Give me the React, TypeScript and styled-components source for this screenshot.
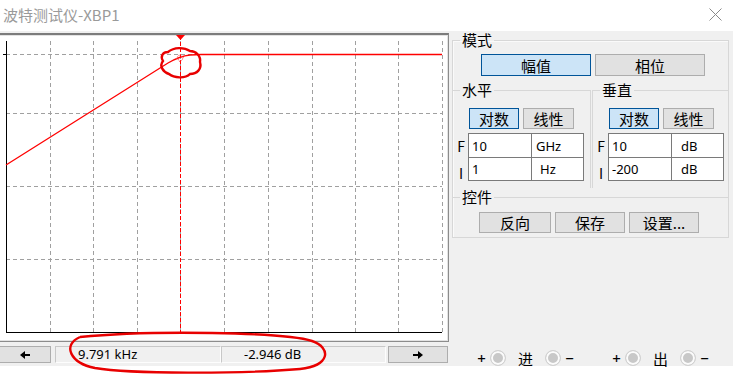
import styled, { createGlobalStyle } from "styled-components";

const GlobalStyle = createGlobalStyle`
  html, body {
    margin: 0;
    padding: 0;
    background: #fff;
  }
`;

const CJK = `"Noto Sans CJK SC", "Noto Sans", sans-serif`;
const LATIN = `"Noto Sans", "Liberation Sans", "Noto Sans CJK SC", sans-serif`;

const gridX = [50, 93, 137, 180, 224, 268, 312, 355, 398, 442];
const gridY = [54, 113, 186, 259];

const App = () => {
  return (
    <Window>
      <GlobalStyle />
      <TitleBar>
        <Title>波特测试仪-XBP1</Title>
        <svg width="13" height="13" viewBox="0 0 13 13">
          <path d="M0.5 0.5 L12.5 12.5 M12.5 0.5 L0.5 12.5" stroke="#8a8a8a" strokeWidth="1" />
        </svg>
      </TitleBar>

      <Body>
        <LeftColumn>
          <PlotFrame>
            <svg width="449" height="306" viewBox="-1 35 449 306">
              {gridX.map((x) => (
                <line key={"v" + x} x1={x + 0.5} y1={41} x2={x + 0.5} y2={332} stroke="#a0a0a0" strokeDasharray="4 3" />
              ))}
              {gridY.map((y) => (
                <line key={"h" + y} x1={6} y1={y + 0.5} x2={442} y2={y + 0.5} stroke="#a0a0a0" strokeDasharray="4 3" />
              ))}
              <line x1={6.5} y1={41} x2={6.5} y2={333} stroke="#000" />
              <line x1={6} y1={332.5} x2={442} y2={332.5} stroke="#000" />
              <line x1={3} y1={54.5} x2={7} y2={54.5} stroke="#000" />

              <path
                d="M6 165 L168 63 Q180 56 190 55 Q196 54.5 201 54.5 L442 54.5"
                fill="none"
                stroke="#ff0000"
                strokeWidth="1.3"
              />

              <line x1={180.5} y1={36} x2={180.5} y2={332} stroke="#ff0000" strokeDasharray="4 2" />
              <polygon points="176,35 185,35 180.5,40" fill="#ff0000" />
              <rect
                x={177.5}
                y={55.5}
                width={5}
                height={5}
                transform="rotate(45 180 58)"
                fill="none"
                stroke="#ff5050"
                strokeDasharray="1 1"
              />
            </svg>
          </PlotFrame>

          <ReadoutRow>
            <ArrowButton $width={52}>
              <svg width="10" height="8" viewBox="0 0 10 8">
                <path d="M10 3 H5 V0 L0 4 L5 8 V5 H10 Z" fill="#000" />
              </svg>
            </ArrowButton>
            <Readouts>
              <Readout>9.791 kHz</Readout>
              <Readout>-2.946 dB</Readout>
            </Readouts>
            <ArrowButton $width={60}>
              <svg width="10" height="8" viewBox="0 0 10 8">
                <path d="M0 3 H5 V0 L10 4 L5 8 V5 H0 Z" fill="#000" />
              </svg>
            </ArrowButton>
          </ReadoutRow>
        </LeftColumn>

        <RightColumn>
          <Group>
            <Legend>模式</Legend>
            <ModeRow>
              <Button $active $width={110} $height={22}>幅值</Button>
              <Button $width={110} $height={22}>相位</Button>
            </ModeRow>

            <SubGroups>
              <SubGroup $side="right">
                <Legend>水平</Legend>
                <ScaleRow>
                  <Button $active $width={50} $height={21}>对数</Button>
                  <Button $width={51} $height={21}>线性</Button>
                </ScaleRow>
                <FieldGrid>
                  <FieldLabel>F</FieldLabel>
                  <Field>10</Field>
                  <Field $indent={4}>GHz</Field>
                  <FieldLabel $low>I</FieldLabel>
                  <Field>1</Field>
                  <Field $indent={8}>Hz</Field>
                </FieldGrid>
              </SubGroup>

              <SubGroup $side="left">
                <Legend>垂直</Legend>
                <ScaleRow>
                  <Button $active $width={50} $height={21}>对数</Button>
                  <Button $width={51} $height={21}>线性</Button>
                </ScaleRow>
                <FieldGrid>
                  <FieldLabel>F</FieldLabel>
                  <Field>10</Field>
                  <Field $indent={9}>dB</Field>
                  <FieldLabel $low>I</FieldLabel>
                  <Field>-200</Field>
                  <Field $indent={9}>dB</Field>
                </FieldGrid>
              </SubGroup>
            </SubGroups>

            <ControlGroup>
              <Legend>控件</Legend>
              <ControlRow>
                <Button $width={72} $height={21}>反向</Button>
                <Button $width={70} $height={21}>保存</Button>
                <Button $width={70} $height={21}>设置...</Button>
              </ControlRow>
            </ControlGroup>
          </Group>

          <Terminals>
            <Terminal>
              <Sign>+</Sign>
              <Jack />
              <TerminalName>进</TerminalName>
              <Jack />
              <Sign>−</Sign>
            </Terminal>
            <Terminal>
              <Sign>+</Sign>
              <Jack />
              <TerminalName>出</TerminalName>
              <Jack />
              <Sign>−</Sign>
            </Terminal>
          </Terminals>
        </RightColumn>
      </Body>

      <Annotations width="733" height="376" viewBox="0 0 733 376">
        <path
          d="M168 52 C174 47 184 47 190 51 C196 51 201 56 200 62 C202 69 197 74 190 74 C185 79 174 78 169 74 C163 72 159 66 163 61 C160 56 163 52 168 52 Z"
          fill="none"
          stroke="#e80000"
          strokeWidth="2.4"
        />
        <path
          d="M80 337 C150 330 285 332 312 341 C332 348 330 366 300 369 C240 374 130 374 95 368 C70 363 62 345 80 337"
          fill="none"
          stroke="#e80000"
          strokeWidth="2.4"
        />
      </Annotations>
    </Window>
  );
};

export default App;

const Window = styled.div`
  position: relative;
  width: 733px;
  height: 376px;
  background: #fff;
  overflow: hidden;
  font-family: ${LATIN};
`;

const TitleBar = styled.div`
  height: 31px;
  display: flex;
  align-items: center;
  justify-content: space-between;
  padding: 0 11px 3px 3px;
  box-sizing: border-box;
`;

const Title = styled.div`
  font-family: ${CJK};
  font-size: 15px;
  color: #9a9a9a;
`;

const Body = styled.div`
  height: 335px;
  background: #f0f0f0;
  display: flex;
`;

const LeftColumn = styled.div`
  width: 449px;
  flex-shrink: 0;
  display: flex;
  flex-direction: column;
`;

const PlotFrame = styled.div`
  margin: 2px 0 0 -2px;
  width: 451px;
  height: 309px;
  box-sizing: border-box;
  border: 1px solid #8c8c8c;
  border-top: 2px solid #7c7c7c;
  background: #fff;
  box-shadow: inset 0 0 0 1px #e3e3e3;

  & svg {
    display: block;
  }
`;

const ReadoutRow = styled.div`
  margin-top: 4px;
  height: 17px;
  display: flex;
  align-items: stretch;
`;

const ArrowButton = styled.div<{ $width: number }>`
  width: ${(p) => p.$width}px;
  box-sizing: border-box;
  background: #e1e1e1;
  border: 1px solid #adadad;
  display: flex;
  align-items: center;
  justify-content: center;
  margin-left: ${(p) => (p.$width === 60 ? "2px" : "-1px")};
`;

const Readouts = styled.div`
  margin-left: 4px;
  width: 331px;
  display: grid;
  grid-template-columns: 166px 1fr;
`;

const Readout = styled.div`
  box-sizing: border-box;
  border: 1px solid;
  border-color: #c8c8c8 #fdfdfd #fdfdfd #c8c8c8;
  padding-left: 22px;
  font-size: 13px;
  line-height: 15px;
  color: #000;
`;

const RightColumn = styled.div`
  margin-left: 3px;
  width: 277px;
  display: flex;
  flex-direction: column;
`;

const Group = styled.fieldset`
  margin: 0;
  padding: 0;
  min-inline-size: 0;
  border: 1px solid #d7d7d7;
  box-shadow: inset 1px 1px 0 #fafafa;
`;

const Legend = styled.legend`
  margin-left: 7px;
  padding: 0 2px;
  font-family: ${CJK};
  font-size: 15px;
  line-height: 18px;
  color: #000;
`;

const Button = styled.div<{ $active?: boolean; $width: number; $height: number }>`
  width: ${(p) => p.$width}px;
  height: ${(p) => p.$height}px;
  box-sizing: border-box;
  display: flex;
  align-items: center;
  justify-content: center;
  font-family: ${CJK};
  font-size: 15px;
  color: #000;
  background: ${(p) => (p.$active ? "#cce4f7" : "#e1e1e1")};
  border: 1px solid ${(p) => (p.$active ? "#005499" : "#adadad")};
`;

const ModeRow = styled.div`
  display: flex;
  gap: 4px;
  margin: 5px 0 0 28px;
`;

const SubGroups = styled.div`
  display: grid;
  grid-template-columns: 138px 1fr;
  column-gap: 1px;
  margin-top: 5px;
`;

const SubGroup = styled.fieldset<{ $side: "left" | "right" }>`
  margin: 0;
  padding: 0 0 7px 0;
  min-inline-size: 0;
  border: none;
  border-top: 1px solid #d7d7d7;
  ${(p) => (p.$side === "right" ? "border-right: 1px solid #d7d7d7;" : "border-left: 1px solid #d7d7d7;")}
`;

const ScaleRow = styled.div`
  display: flex;
  gap: 4px;
  margin: 9px 0 0 16px;
`;

const FieldGrid = styled.div`
  display: grid;
  grid-template-columns: 16px 63px 52px;
  grid-template-rows: 24px 23px;
  margin-top: 5px;
`;

const FieldLabel = styled.div<{ $low?: boolean }>`
  font-family: ${CJK};
  font-size: 14px;
  color: #000;
  text-align: center;
  display: flex;
  justify-content: center;
  align-items: center;
  padding-top: ${(p) => (p.$low ? "7px" : "0")};
`;

const Field = styled.div<{ $indent?: number }>`
  margin: -1px 0 0 -1px;
  border: 1px solid #7a7a7a;
  background: #fff;
  display: flex;
  align-items: center;
  padding-left: ${(p) => p.$indent ?? 3}px;
  font-size: 13px;
  color: #000;
`;

const ControlGroup = styled.fieldset`
  margin: 0;
  padding: 0 0 4px 0;
  min-inline-size: 0;
  border: none;
  border-top: 1px solid #d7d7d7;
`;

const ControlRow = styled.div`
  display: flex;
  gap: 4px;
  margin: 6px 0 0 26px;
`;

const Terminals = styled.div`
  margin: auto 0 0 25px;
  height: 16px;
  display: flex;
  gap: 38px;
`;

const Terminal = styled.div`
  display: flex;
  align-items: center;
`;

const Sign = styled.span`
  font-family: ${LATIN};
  font-size: 15px;
  font-weight: 500;
  color: #000;
  width: 9px;
  text-align: center;
`;

const Jack = styled.span`
  flex-shrink: 0;
  width: 16px;
  height: 16px;
  box-sizing: border-box;
  border-radius: 50%;
  background: #c8c8c8;
  border: 1px solid #d2d2d2;
  box-shadow: inset 0 0 0 2px #fbfbfb;
  margin: 0 4px;
`;

const TerminalName = styled.span`
  font-family: ${CJK};
  font-size: 15px;
  color: #000;
  margin: 0 8px;
`;

const Annotations = styled.svg`
  position: absolute;
  top: 0;
  left: 0;
  pointer-events: none;
`;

_____

◆ **Work to do**: Pictures stay out. Repeat only the lines from the beginning of the data through the line that has "const gridY = [54, 113, 186, 259];".

◆ **The output**:
Give me the React, TypeScript and styled-components source for this screenshot.
import styled, { createGlobalStyle } from "styled-components";

const GlobalStyle = createGlobalStyle`
  html, body {
    margin: 0;
    padding: 0;
    background: #fff;
  }
`;

const CJK = `"Noto Sans CJK SC", "Noto Sans", sans-serif`;
const LATIN = `"Noto Sans", "Liberation Sans", "Noto Sans CJK SC", sans-serif`;

const gridX = [50, 93, 137, 180, 224, 268, 312, 355, 398, 442];
const gridY = [54, 113, 186, 259];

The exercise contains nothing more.